*CHALLENGE*. Quote the entries below from the line with "Emit a component" through the line with "const TL_W = 806;", both ends included, and only those lines.
══ DATA PROVIDED ══
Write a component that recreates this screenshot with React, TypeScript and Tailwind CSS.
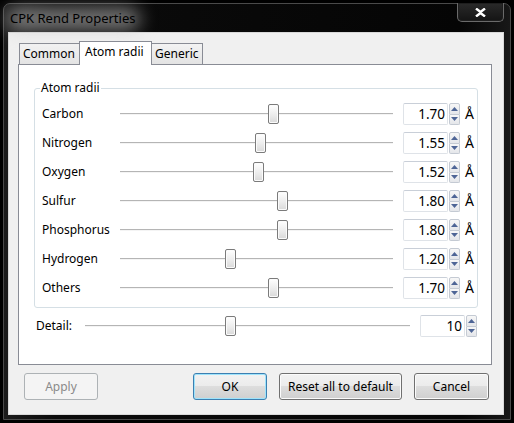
═══
══ DATA PROVIDED ══
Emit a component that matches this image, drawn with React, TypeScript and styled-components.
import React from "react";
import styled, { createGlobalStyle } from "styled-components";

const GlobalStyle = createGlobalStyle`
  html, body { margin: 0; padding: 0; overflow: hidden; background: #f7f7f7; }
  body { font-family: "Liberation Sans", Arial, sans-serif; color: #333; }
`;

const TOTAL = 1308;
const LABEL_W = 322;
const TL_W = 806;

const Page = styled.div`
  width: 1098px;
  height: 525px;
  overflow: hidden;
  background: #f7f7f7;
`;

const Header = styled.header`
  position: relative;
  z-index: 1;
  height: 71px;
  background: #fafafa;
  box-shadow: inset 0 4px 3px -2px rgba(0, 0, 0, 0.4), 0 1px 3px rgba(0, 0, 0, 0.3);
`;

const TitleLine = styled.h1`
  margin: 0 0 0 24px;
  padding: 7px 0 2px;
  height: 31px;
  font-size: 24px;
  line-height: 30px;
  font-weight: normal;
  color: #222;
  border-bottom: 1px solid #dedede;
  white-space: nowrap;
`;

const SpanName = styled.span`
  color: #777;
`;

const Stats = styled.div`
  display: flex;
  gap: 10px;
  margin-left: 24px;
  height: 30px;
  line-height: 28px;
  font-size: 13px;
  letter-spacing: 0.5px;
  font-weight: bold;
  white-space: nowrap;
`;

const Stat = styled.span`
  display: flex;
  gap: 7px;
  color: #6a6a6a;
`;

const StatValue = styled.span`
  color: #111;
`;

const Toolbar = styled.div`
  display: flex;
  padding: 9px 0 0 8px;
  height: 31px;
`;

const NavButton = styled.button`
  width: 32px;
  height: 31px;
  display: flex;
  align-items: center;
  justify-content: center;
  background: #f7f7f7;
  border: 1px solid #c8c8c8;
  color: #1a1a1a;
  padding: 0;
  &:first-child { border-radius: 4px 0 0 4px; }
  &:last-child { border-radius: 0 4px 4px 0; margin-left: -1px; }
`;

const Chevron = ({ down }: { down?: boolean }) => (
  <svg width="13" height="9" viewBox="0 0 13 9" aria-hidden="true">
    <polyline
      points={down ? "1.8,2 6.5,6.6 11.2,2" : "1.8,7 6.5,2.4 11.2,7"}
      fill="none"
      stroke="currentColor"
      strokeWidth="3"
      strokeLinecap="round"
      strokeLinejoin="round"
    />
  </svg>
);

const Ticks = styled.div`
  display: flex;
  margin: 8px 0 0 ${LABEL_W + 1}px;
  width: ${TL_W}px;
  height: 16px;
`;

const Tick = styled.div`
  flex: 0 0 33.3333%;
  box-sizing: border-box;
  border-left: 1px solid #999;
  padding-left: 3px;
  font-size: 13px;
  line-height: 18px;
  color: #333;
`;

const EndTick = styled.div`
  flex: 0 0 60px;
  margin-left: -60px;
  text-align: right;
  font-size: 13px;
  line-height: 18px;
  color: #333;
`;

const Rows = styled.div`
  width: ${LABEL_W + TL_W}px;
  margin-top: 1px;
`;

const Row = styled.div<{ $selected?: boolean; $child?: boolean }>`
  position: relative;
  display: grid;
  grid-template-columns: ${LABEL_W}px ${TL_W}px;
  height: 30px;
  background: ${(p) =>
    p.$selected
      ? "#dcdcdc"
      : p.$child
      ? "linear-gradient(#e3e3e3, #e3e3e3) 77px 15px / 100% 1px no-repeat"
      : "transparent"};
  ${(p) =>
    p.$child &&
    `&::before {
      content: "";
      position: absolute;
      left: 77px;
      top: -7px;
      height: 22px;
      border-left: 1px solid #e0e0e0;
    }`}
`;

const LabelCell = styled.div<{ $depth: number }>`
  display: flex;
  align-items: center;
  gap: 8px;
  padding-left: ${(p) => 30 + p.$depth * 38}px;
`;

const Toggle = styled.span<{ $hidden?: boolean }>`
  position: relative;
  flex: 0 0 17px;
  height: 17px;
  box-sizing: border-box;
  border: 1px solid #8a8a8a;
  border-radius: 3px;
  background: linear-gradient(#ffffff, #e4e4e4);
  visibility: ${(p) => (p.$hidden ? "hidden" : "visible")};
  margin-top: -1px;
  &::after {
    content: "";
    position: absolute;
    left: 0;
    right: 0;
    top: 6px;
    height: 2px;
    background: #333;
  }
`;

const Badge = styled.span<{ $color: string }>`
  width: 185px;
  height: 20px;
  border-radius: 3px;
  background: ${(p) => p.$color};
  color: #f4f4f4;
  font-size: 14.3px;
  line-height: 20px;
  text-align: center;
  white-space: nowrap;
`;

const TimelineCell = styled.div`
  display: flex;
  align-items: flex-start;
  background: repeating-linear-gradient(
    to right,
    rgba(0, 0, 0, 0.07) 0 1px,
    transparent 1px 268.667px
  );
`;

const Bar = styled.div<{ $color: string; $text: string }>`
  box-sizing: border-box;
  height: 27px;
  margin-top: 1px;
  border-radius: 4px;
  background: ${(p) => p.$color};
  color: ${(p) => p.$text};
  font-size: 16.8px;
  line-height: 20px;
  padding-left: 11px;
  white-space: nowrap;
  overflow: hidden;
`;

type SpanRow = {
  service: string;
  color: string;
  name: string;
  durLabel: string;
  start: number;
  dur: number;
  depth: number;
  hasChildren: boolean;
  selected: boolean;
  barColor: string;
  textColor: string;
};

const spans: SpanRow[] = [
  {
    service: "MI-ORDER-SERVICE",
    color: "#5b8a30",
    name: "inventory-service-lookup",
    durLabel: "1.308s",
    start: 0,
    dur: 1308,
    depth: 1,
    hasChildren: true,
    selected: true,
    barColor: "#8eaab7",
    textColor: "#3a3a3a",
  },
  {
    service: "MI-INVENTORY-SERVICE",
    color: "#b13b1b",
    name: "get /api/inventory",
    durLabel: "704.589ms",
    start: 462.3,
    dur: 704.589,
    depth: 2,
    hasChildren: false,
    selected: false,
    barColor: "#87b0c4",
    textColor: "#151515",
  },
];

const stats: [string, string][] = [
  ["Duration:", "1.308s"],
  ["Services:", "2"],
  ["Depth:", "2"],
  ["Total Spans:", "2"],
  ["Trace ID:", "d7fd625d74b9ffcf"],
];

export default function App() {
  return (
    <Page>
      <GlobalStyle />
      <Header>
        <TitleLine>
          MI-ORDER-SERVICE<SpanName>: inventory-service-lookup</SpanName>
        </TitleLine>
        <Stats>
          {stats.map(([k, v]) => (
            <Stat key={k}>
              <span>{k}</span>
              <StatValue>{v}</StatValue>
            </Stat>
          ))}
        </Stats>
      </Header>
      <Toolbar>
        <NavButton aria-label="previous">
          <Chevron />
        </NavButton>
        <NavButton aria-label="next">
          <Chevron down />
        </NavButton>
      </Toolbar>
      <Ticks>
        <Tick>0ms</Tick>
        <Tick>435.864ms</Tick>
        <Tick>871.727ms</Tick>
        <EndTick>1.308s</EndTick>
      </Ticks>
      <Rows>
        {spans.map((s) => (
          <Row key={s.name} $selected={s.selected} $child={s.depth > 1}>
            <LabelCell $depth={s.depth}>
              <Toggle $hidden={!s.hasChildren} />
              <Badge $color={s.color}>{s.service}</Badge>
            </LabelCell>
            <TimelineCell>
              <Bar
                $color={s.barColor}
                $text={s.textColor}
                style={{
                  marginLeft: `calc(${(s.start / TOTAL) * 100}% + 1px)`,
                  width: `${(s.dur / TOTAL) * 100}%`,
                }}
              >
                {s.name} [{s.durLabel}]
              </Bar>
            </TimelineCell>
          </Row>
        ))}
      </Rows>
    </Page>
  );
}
═══
*RESULT FOR THIS TASK*.
Emit a component that matches this image, drawn with React, TypeScript and styled-components.
import React from "react";
import styled, { createGlobalStyle } from "styled-components";

const GlobalStyle = createGlobalStyle`
  html, body { margin: 0; padding: 0; overflow: hidden; background: #f7f7f7; }
  body { font-family: "Liberation Sans", Arial, sans-serif; color: #333; }
`;

const TOTAL = 1308;
const LABEL_W = 322;
const TL_W = 806;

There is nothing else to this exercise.